**Records shown**

^^^^^^^^

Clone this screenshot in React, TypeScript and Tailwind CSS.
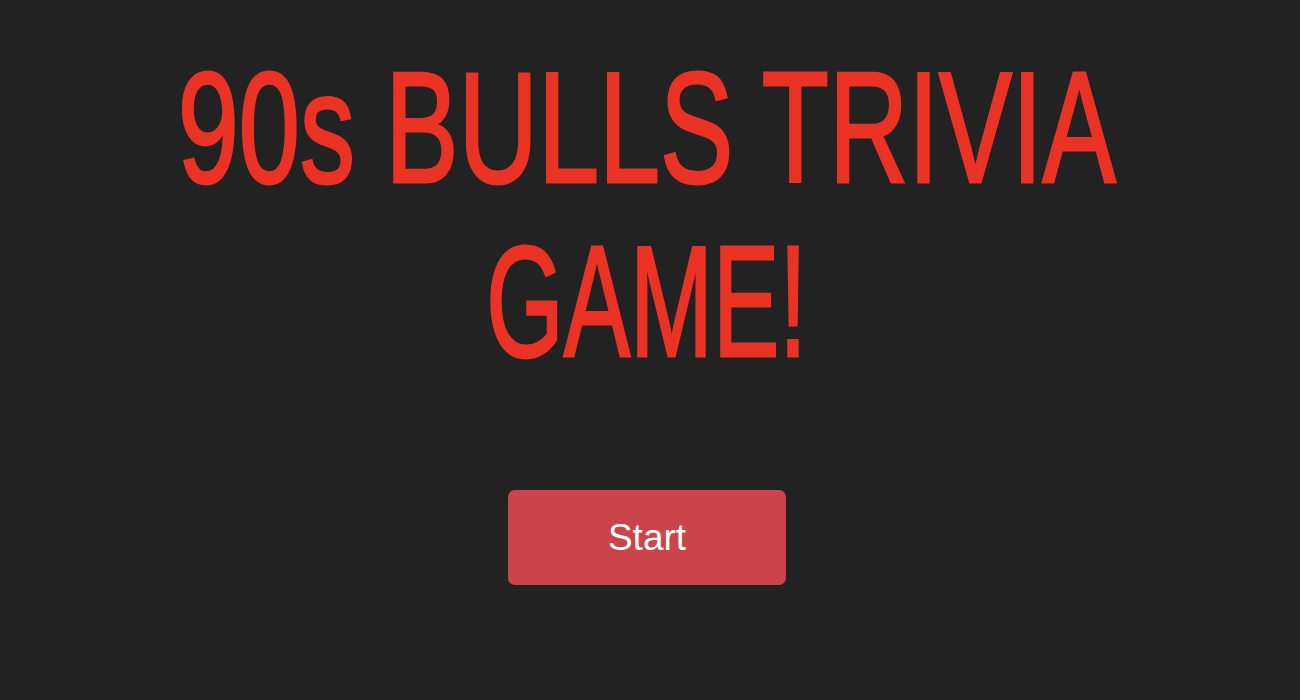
import React from 'react';

// each line gets its own horizontal squeeze so the widths match the condensed display face
const titleLines = [
    { text: '90s BULLS TRIVIA', squeeze: 'scale-x-[0.695]' },
    { text: 'GAME!', squeeze: 'scale-x-[0.63]' },
];

export default function App() {
    return (
        <div className="min-h-[700px] w-full bg-[#222222] flex flex-col items-center pt-[40px] pr-[6px] overflow-hidden">
            <h1 className="w-full text-[#ea3324] font-['Liberation_Sans',Arial,sans-serif] font-normal text-[158px] leading-[174px] [-webkit-text-stroke:3px_#ea3324]">
                {titleLines.map(line => (
                    <div key={line.text} className="flex justify-center">
                        <span className={`inline-block whitespace-nowrap origin-center ${line.squeeze}`}>{line.text}</span>
                    </div>
                ))}
            </h1>

            <button className="mt-[102px] w-[278px] h-[95px] rounded-[7px] bg-[#cb444b] text-white text-[37px] font-['Liberation_Sans',Arial,sans-serif] flex items-center justify-center">
                Start
            </button>
        </div>
    );
}
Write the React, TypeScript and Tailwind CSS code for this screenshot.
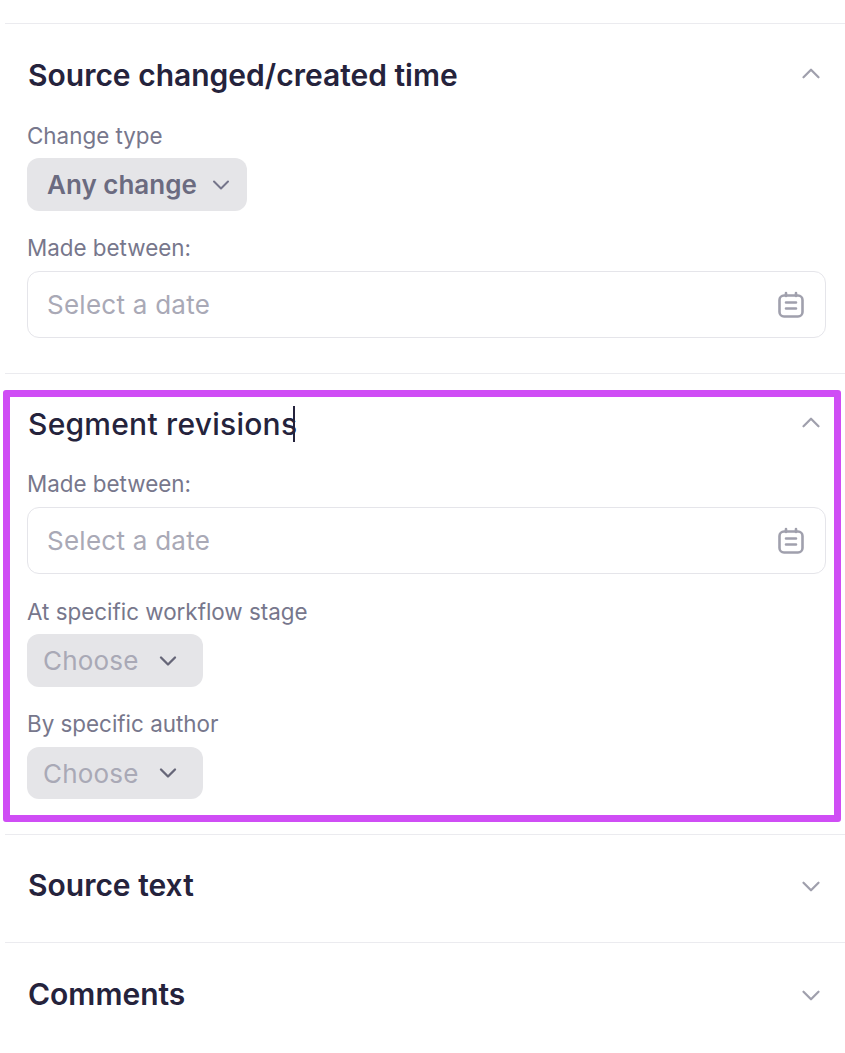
import React from 'react';
import { ChevronDown, ChevronUp } from 'lucide-react';

const CalendarIcon = () => (
  <svg width="28" height="28" viewBox="0 0 28 28" fill="none" stroke="#a0a0ad" strokeWidth="2.6" strokeLinecap="round" strokeLinejoin="round">
    <rect x="2.5" y="4.5" width="23" height="21" rx="4.5" />
    <path d="M9 2v3M19 2v3M9 11.5h10M9 17.5h10" />
  </svg>
);

const DateInput = () => (
  <div className="flex h-[67px] items-center justify-between rounded-xl border border-[#e5e5ea] bg-white pl-[19px] pr-[20px]">
    <span className="text-[26px] tracking-[0.25px] text-[#a9a9b6]">Select a date</span>
    <CalendarIcon />
  </div>
);

const Label = ({ children }: { children: React.ReactNode }) => (
  <div className="text-[22.4px] leading-[30px] text-[#77778c]">{children}</div>
);

const Choose = ({ height }: { height: string }) => (
  <div className={`flex w-[176px] items-center justify-between rounded-xl bg-[#e5e5e8] pl-[16px] pr-[21px] ${height}`}>
    <span className="text-[26px] tracking-[0.2px] text-[#a9a9b6]">Choose</span>
    <ChevronDown size={28} color="#666678" strokeWidth={2} />
  </div>
);

const Title = ({ children, open, medium }: { children: React.ReactNode; open: boolean; medium?: boolean }) => (
  <div className="flex items-center justify-between">
    <div className={`pl-[1px] text-[30px] leading-[40px] text-[#25233c] ${medium ? 'font-medium tracking-[0.25px]' : 'font-semibold'}`}>
      {children}
    </div>
    {open ? (
      <ChevronUp size={30} color="#a0a0ad" strokeWidth={1.8} className="-translate-y-[1.5px]" />
    ) : (
      <ChevronDown size={30} color="#a0a0ad" strokeWidth={1.8} className="translate-y-[1.5px]" />
    )}
  </div>
);

export default function App() {
  return (
    <div className="h-[1053px] w-[845px] overflow-hidden bg-white font-['Inter',sans-serif]">
      <div className="pt-[23px]">
        <div className="ml-[5px] border-t border-[#ebebef] pl-[22px] pr-[19px] pt-[31px]">
          <Title open>Source changed/created time</Title>
          <div className="mt-[26px]"><Label>Change type</Label></div>
          <div className="mt-[7px] flex h-[53px] w-[220px] items-center justify-between rounded-xl bg-[#e5e5e8] pl-[20px] pr-[12px]">
            <span className="text-[26px] font-semibold text-[#6b6b80]">Any change</span>
            <ChevronDown size={28} color="#75758a" strokeWidth={1.7} />
          </div>
          <div className="mt-[22px]"><Label>Made between:</Label></div>
          <div className="mt-[8px]"><DateInput /></div>
        </div>
        <div className="ml-[5px] mt-[35px] border-t border-[#ebebef]" />
      </div>

      <div className="ml-[3px] mt-[16px] h-[432px] w-[838px] rounded-[3px] border-[7px] border-[#cf4df5] pl-[17px] pr-[8px] pt-[7px]">
        <div className="relative">
          <Title open medium>Segment revisions</Title>
          <div className="absolute left-[266px] top-[2px] h-[36px] w-[2px] bg-[#25233c]" />
        </div>
        <div className="mt-[25px]"><Label>Made between:</Label></div>
        <div className="mt-[8px]"><DateInput /></div>
        <div className="mt-[23px]"><Label>At specific workflow stage</Label></div>
        <div className="mt-[7px]"><Choose height="h-[53px]" /></div>
        <div className="mt-[22px]"><Label>By specific author</Label></div>
        <div className="mt-[8px]"><Choose height="h-[52px]" /></div>
      </div>

      <div className="ml-[5px] mt-[12px] border-t border-[#ebebef] pl-[22px] pr-[19px] pt-[30px]">
        <Title open={false}>Source text</Title>
      </div>
      <div className="ml-[5px] mt-[37px] border-t border-[#ebebef] pl-[22px] pr-[19px] pt-[31px]">
        <Title open={false}>Comments</Title>
      </div>
    </div>
  );
}
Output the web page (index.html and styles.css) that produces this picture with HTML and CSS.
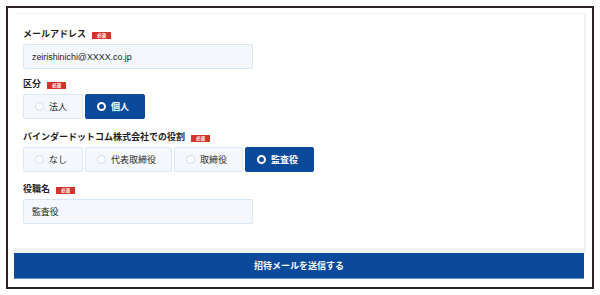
FILE: index.html
```html
<!DOCTYPE html>
<html lang="ja">
<head>
<meta charset="utf-8">
<link rel="stylesheet" href="styles.css">
</head>
<body>
<div class="frame">
  <div class="panel">
    <div class="card">
      <div class="field field--tight">
        <div class="label">メールアドレス<span class="badge">必須</span></div>
        <div class="input">zeirishinichi@XXXX.co.jp</div>
      </div>
      <div class="field field--wide">
        <div class="label">区分<span class="badge">必須</span></div>
        <div class="radios">
          <div class="radio"><span class="dot"></span>法人</div>
          <div class="radio radio--on"><span class="dot"></span>個人</div>
        </div>
      </div>
      <div class="field">
        <div class="label">バインダードットコム株式会社での役割<span class="badge">必須</span></div>
        <div class="radios">
          <div class="radio"><span class="dot"></span>なし</div>
          <div class="radio"><span class="dot"></span>代表取締役</div>
          <div class="radio"><span class="dot"></span>取締役</div>
          <div class="radio radio--on"><span class="dot"></span>監査役</div>
        </div>
      </div>
      <div class="field field--last">
        <div class="label">役職名<span class="badge">必須</span></div>
        <div class="input">監査役</div>
      </div>
    </div>
  </div>
  <div class="submit">招待メールを送信する</div>
</div>
</body>
</html>
```
FILE: styles.css
```css
* { box-sizing: border-box; }
html, body { margin: 0; padding: 0; background: #fff; }
body {
  font-family: "Liberation Sans", "Noto Sans CJK JP", sans-serif;
  color: #2a2a2a;
}
.frame {
  margin: 6px 6px 0 6px;
  width: 588px;
  height: 283px;
  border: 2px solid #2b2422;
  padding: 5px 6px 7px 6px;
  display: flex;
  flex-direction: column;
}
.panel {
  background: #f1f1f1;
  padding: 1px 2px 5px 0;
}
.card {
  background: #fff;
  padding: 14px 9px 24px 9px;
  height: 234px;
}
.field { margin-bottom: 11px; }
.field--tight { margin-bottom: 9px; }
.field--wide { margin-bottom: 12px; }
.field--last { margin-bottom: 0; }
.label {
  display: flex;
  align-items: center;
  height: 12px;
  margin-bottom: 4px;
  font-family: "Noto Sans CJK JP", sans-serif;
  font-weight: 700;
  font-size: 9px;
  line-height: 12px;
  color: #1e1e1e;
}
.badge {
  display: inline-flex;
  align-items: center;
  justify-content: center;
  width: 19px;
  height: 7px;
  margin-left: 6px;
  margin-top: 2px;
  background: #d2332a;
  color: #fff;
  font-size: 4.5px;
  line-height: 7px;
  font-weight: 700;
}
.input {
  width: 230px;
  height: 25px;
  border: 1px solid #d9e6f4;
  background: #f4f8fc;
  border-radius: 2px;
  padding-left: 8px;
  display: flex;
  align-items: center;
  font-size: 8.9px;
  color: #222;
}
.radios { display: flex; gap: 2px; }
.radio {
  height: 25px;
  display: flex;
  align-items: center;
  gap: 5px;
  padding: 0 15px 0 11px;
  border: 1px solid #dce7f3;
  background: #f4f8fc;
  border-radius: 2px;
  font-family: "Noto Sans CJK JP", sans-serif;
  font-size: 9px;
  color: #2a2a2a;
}
.dot {
  width: 9px;
  height: 9px;
  border-radius: 50%;
  background: #fff;
  border: 1px solid #d3dce8;
}
.radio--on {
  background: #0b4a9b;
  border-color: #0b4a9b;
  color: #fff;
  font-weight: 700;
}
.radio--on .dot {
  background: #0b4a9b;
  border: 2.5px solid #fff;
}
.submit {
  height: 26px;
  background: #0b4a9b;
  border-bottom: 1px solid #5e8fd3;
  margin-right: 2px;
  display: flex;
  align-items: center;
  justify-content: center;
  color: #fff;
  font-family: "Noto Sans CJK JP", sans-serif;
  font-weight: 700;
  font-size: 9px;
}
```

^^^^^^^^

**Directive**
Which lines contain the word "styles"? Return each of them.

**Expected answer**
Output the web page (index.html and styles.css) that produces this picture with HTML and CSS.
<link rel="stylesheet" href="styles.css">
FILE: styles.css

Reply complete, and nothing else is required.